Book Two : Chapter One

VENGEFUL
PEOPLE

The Pizza Shop owners were sympathetic to the guy's problem, but they felt compelled to take him to court anyway. And won an injunction against the man's answering machine.

You see the poor gent was getting phone calls at 4 a.m., asking for pizza. Obviously the calls were meant for the pizza shop, but the court felt that the inconvenience didn't justify the man recording a message on his answering machine that said, "This is Papa Don's Pizza Shop. We're Sorry, but we've been closed down by the Health Department..."


A barber in Lakeland, Fla. bit off a patron's thumb when he backed out of a five dollar haircut. (And no, his name wasn't Mike Tyson!) Excerpted from the San Jose Mercury News, Nov 15, 1996...

The British Military writes OFRs (officer fitness reports). The form used for Royal Navy and Marines fitness reports is the S206. The following are actual excerpts taken from people's "206s"....

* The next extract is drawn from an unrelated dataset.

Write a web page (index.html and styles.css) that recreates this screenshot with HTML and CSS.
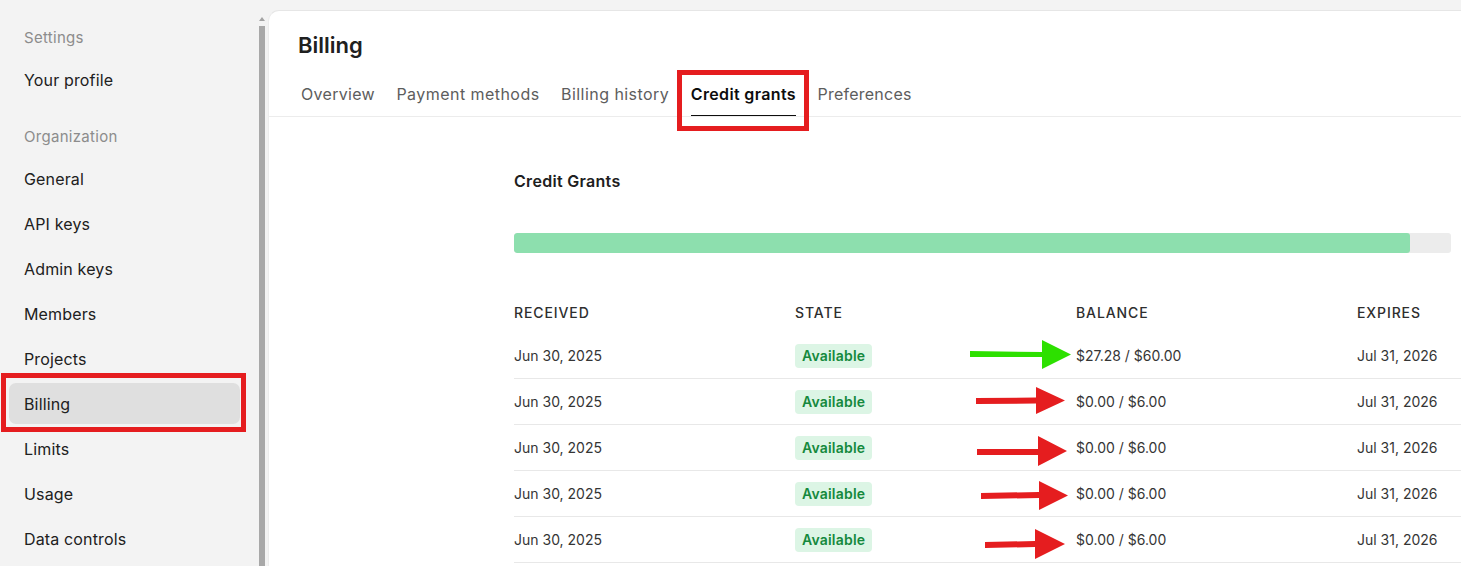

  • His men would follow him anywhere, but only out of curiosity.
  • I would not breed from this officer.
  • This officer is really not so much of a has-been, but more of a definitely won't-be.
  • When she opens her mouth, it seems that it is only to change whichever foot was previously in there.
  • He would be out of his depth in a car-park puddle.
  • Technically sound, but socially impossible.
  • This Officer reminds me very much of a gyroscope -- always spinning around at a frantic pace, but not really going anywhere.
  • This young lady has delusions of adequacy.
  • When he joined my ship, this officer was something of a granny; since then he has aged considerably.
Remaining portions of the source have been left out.